■ SHORT TASK: Write out the listing below in full and exactly, leaving out every picture.

◇ ◇ ◇ ◇ ◇ ◇ ◇

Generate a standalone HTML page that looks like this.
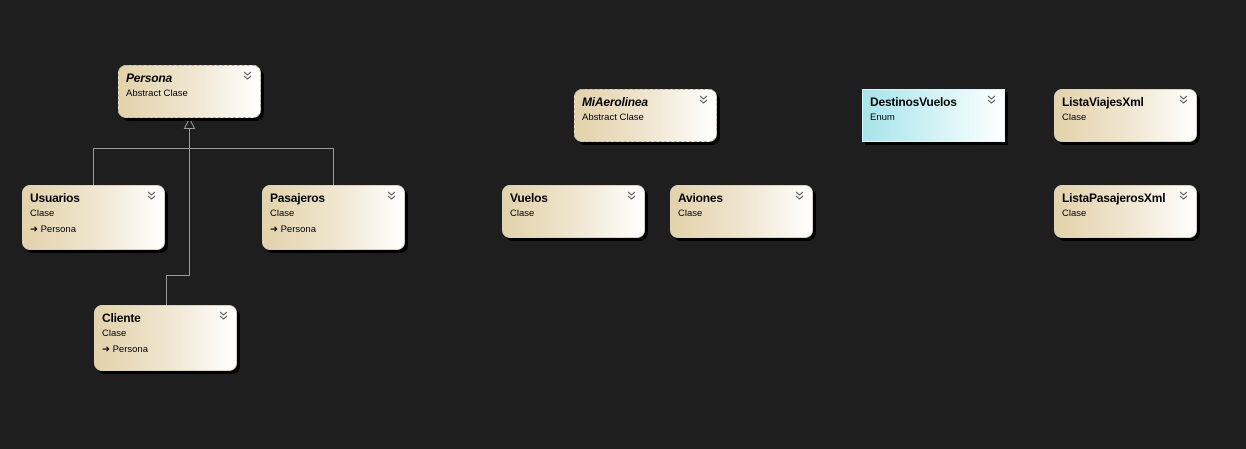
<!DOCTYPE html>
<html><head><meta charset="utf-8"><style>
html,body{margin:0;padding:0;}
body{width:1246px;height:449px;background:#1e1e1e;position:relative;overflow:hidden;font-family:"Liberation Sans",sans-serif;}
.b{position:absolute;width:143px;border:1px solid #d8d2c0;border-radius:8px;box-sizing:border-box;
background:linear-gradient(90deg,#e3d2aa 0%,#efe5cf 50%,#ffffff 100%);box-shadow:3px 3px 0 #000;color:#000;}
.b.abs{border:1px dashed #bdb7a8;}
.b.en{border-radius:0;background:linear-gradient(90deg,#a6e4ec 0%,#d2f2f5 50%,#ffffff 100%);border-color:#e0f4f6;}
.t{position:absolute;left:7px;top:5px;font-size:12px;font-weight:bold;letter-spacing:-0.2px;}
.abs .t{font-style:italic;}
.s{position:absolute;left:7px;top:22px;font-size:9.5px;}
.p{position:absolute;left:7px;top:38px;font-size:9.5px;}
.c{position:absolute;right:8px;top:5px;}
</style></head><body>
<svg width="1246" height="449" style="position:absolute;left:0;top:0">
<g stroke="#9a9a9a" stroke-width="1" fill="none">
<path d="M189.5 128 V275.5 H166.5 V305"/>
<path d="M93.5 185 V148.5 H333.5 V185"/>
<path d="M189.5 118.5 L184.5 128.5 H194.5 Z" fill="#1e1e1e"/>
</g></svg>

<div class="b abs" style="left:118px;top:65px;height:53px"><div class="t">Persona</div><div class="s">Abstract Clase</div><svg class="c" width="9" height="9"><path d="M1 1l3.5 3 3.5-3M1 5l3.5 3 3.5-3" stroke="#666" fill="none" stroke-width="1.2"/></svg></div>

<div class="b" style="left:22px;top:185px;height:65px"><div class="t">Usuarios</div><div class="s">Clase</div><div class="p">➔ Persona</div><svg class="c" width="9" height="9"><path d="M1 1l3.5 3 3.5-3M1 5l3.5 3 3.5-3" stroke="#666" fill="none" stroke-width="1.2"/></svg></div>

<div class="b" style="left:262px;top:185px;height:65px"><div class="t">Pasajeros</div><div class="s">Clase</div><div class="p">➔ Persona</div><svg class="c" width="9" height="9"><path d="M1 1l3.5 3 3.5-3M1 5l3.5 3 3.5-3" stroke="#666" fill="none" stroke-width="1.2"/></svg></div>

<div class="b" style="left:94px;top:305px;height:66px"><div class="t">Cliente</div><div class="s">Clase</div><div class="p">➔ Persona</div><svg class="c" width="9" height="9"><path d="M1 1l3.5 3 3.5-3M1 5l3.5 3 3.5-3" stroke="#666" fill="none" stroke-width="1.2"/></svg></div>

<div class="b abs" style="left:574px;top:89px;height:53px"><div class="t">MiAerolinea</div><div class="s">Abstract Clase</div><svg class="c" width="9" height="9"><path d="M1 1l3.5 3 3.5-3M1 5l3.5 3 3.5-3" stroke="#666" fill="none" stroke-width="1.2"/></svg></div>

<div class="b en" style="left:862px;top:89px;height:53px"><div class="t">DestinosVuelos</div><div class="s">Enum</div><svg class="c" width="9" height="9"><path d="M1 1l3.5 3 3.5-3M1 5l3.5 3 3.5-3" stroke="#666" fill="none" stroke-width="1.2"/></svg></div>

<div class="b" style="left:1054px;top:89px;height:53px"><div class="t">ListaViajesXml</div><div class="s">Clase</div><svg class="c" width="9" height="9"><path d="M1 1l3.5 3 3.5-3M1 5l3.5 3 3.5-3" stroke="#666" fill="none" stroke-width="1.2"/></svg></div>

<div class="b" style="left:502px;top:185px;height:53px"><div class="t">Vuelos</div><div class="s">Clase</div><svg class="c" width="9" height="9"><path d="M1 1l3.5 3 3.5-3M1 5l3.5 3 3.5-3" stroke="#666" fill="none" stroke-width="1.2"/></svg></div>

<div class="b" style="left:670px;top:185px;height:53px"><div class="t">Aviones</div><div class="s">Clase</div><svg class="c" width="9" height="9"><path d="M1 1l3.5 3 3.5-3M1 5l3.5 3 3.5-3" stroke="#666" fill="none" stroke-width="1.2"/></svg></div>

<div class="b" style="left:1054px;top:185px;height:53px"><div class="t">ListaPasajerosXml</div><div class="s">Clase</div><svg class="c" width="9" height="9"><path d="M1 1l3.5 3 3.5-3M1 5l3.5 3 3.5-3" stroke="#666" fill="none" stroke-width="1.2"/></svg></div>
</body></html>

◇ ◇ ◇ ◇ ◇ ◇ ◇

■ OUTPUT OF THE EXERCISE:
Generate a standalone HTML page that looks like this.
<!DOCTYPE html>
<html><head><meta charset="utf-8"><style>
html,body{margin:0;padding:0;}
body{width:1246px;height:449px;background:#1e1e1e;position:relative;overflow:hidden;font-family:"Liberation Sans",sans-serif;}
.b{position:absolute;width:143px;border:1px solid #d8d2c0;border-radius:8px;box-sizing:border-box;
background:linear-gradient(90deg,#e3d2aa 0%,#efe5cf 50%,#ffffff 100%);box-shadow:3px 3px 0 #000;color:#000;}
.b.abs{border:1px dashed #bdb7a8;}
.b.en{border-radius:0;background:linear-gradient(90deg,#a6e4ec 0%,#d2f2f5 50%,#ffffff 100%);border-color:#e0f4f6;}
.t{position:absolute;left:7px;top:5px;font-size:12px;font-weight:bold;letter-spacing:-0.2px;}
.abs .t{font-style:italic;}
.s{position:absolute;left:7px;top:22px;font-size:9.5px;}
.p{position:absolute;left:7px;top:38px;font-size:9.5px;}
.c{position:absolute;right:8px;top:5px;}
</style></head><body>
<svg width="1246" height="449" style="position:absolute;left:0;top:0">
<g stroke="#9a9a9a" stroke-width="1" fill="none">
<path d="M189.5 128 V275.5 H166.5 V305"/>
<path d="M93.5 185 V148.5 H333.5 V185"/>
<path d="M189.5 118.5 L184.5 128.5 H194.5 Z" fill="#1e1e1e"/>
</g></svg>

<div class="b abs" style="left:118px;top:65px;height:53px"><div class="t">Persona</div><div class="s">Abstract Clase</div><svg class="c" width="9" height="9"><path d="M1 1l3.5 3 3.5-3M1 5l3.5 3 3.5-3" stroke="#666" fill="none" stroke-width="1.2"/></svg></div>

<div class="b" style="left:22px;top:185px;height:65px"><div class="t">Usuarios</div><div class="s">Clase</div><div class="p">➔ Persona</div><svg class="c" width="9" height="9"><path d="M1 1l3.5 3 3.5-3M1 5l3.5 3 3.5-3" stroke="#666" fill="none" stroke-width="1.2"/></svg></div>

<div class="b" style="left:262px;top:185px;height:65px"><div class="t">Pasajeros</div><div class="s">Clase</div><div class="p">➔ Persona</div><svg class="c" width="9" height="9"><path d="M1 1l3.5 3 3.5-3M1 5l3.5 3 3.5-3" stroke="#666" fill="none" stroke-width="1.2"/></svg></div>

<div class="b" style="left:94px;top:305px;height:66px"><div class="t">Cliente</div><div class="s">Clase</div><div class="p">➔ Persona</div><svg class="c" width="9" height="9"><path d="M1 1l3.5 3 3.5-3M1 5l3.5 3 3.5-3" stroke="#666" fill="none" stroke-width="1.2"/></svg></div>

<div class="b abs" style="left:574px;top:89px;height:53px"><div class="t">MiAerolinea</div><div class="s">Abstract Clase</div><svg class="c" width="9" height="9"><path d="M1 1l3.5 3 3.5-3M1 5l3.5 3 3.5-3" stroke="#666" fill="none" stroke-width="1.2"/></svg></div>

<div class="b en" style="left:862px;top:89px;height:53px"><div class="t">DestinosVuelos</div><div class="s">Enum</div><svg class="c" width="9" height="9"><path d="M1 1l3.5 3 3.5-3M1 5l3.5 3 3.5-3" stroke="#666" fill="none" stroke-width="1.2"/></svg></div>

<div class="b" style="left:1054px;top:89px;height:53px"><div class="t">ListaViajesXml</div><div class="s">Clase</div><svg class="c" width="9" height="9"><path d="M1 1l3.5 3 3.5-3M1 5l3.5 3 3.5-3" stroke="#666" fill="none" stroke-width="1.2"/></svg></div>

<div class="b" style="left:502px;top:185px;height:53px"><div class="t">Vuelos</div><div class="s">Clase</div><svg class="c" width="9" height="9"><path d="M1 1l3.5 3 3.5-3M1 5l3.5 3 3.5-3" stroke="#666" fill="none" stroke-width="1.2"/></svg></div>

<div class="b" style="left:670px;top:185px;height:53px"><div class="t">Aviones</div><div class="s">Clase</div><svg class="c" width="9" height="9"><path d="M1 1l3.5 3 3.5-3M1 5l3.5 3 3.5-3" stroke="#666" fill="none" stroke-width="1.2"/></svg></div>

<div class="b" style="left:1054px;top:185px;height:53px"><div class="t">ListaPasajerosXml</div><div class="s">Clase</div><svg class="c" width="9" height="9"><path d="M1 1l3.5 3 3.5-3M1 5l3.5 3 3.5-3" stroke="#666" fill="none" stroke-width="1.2"/></svg></div>
</body></html>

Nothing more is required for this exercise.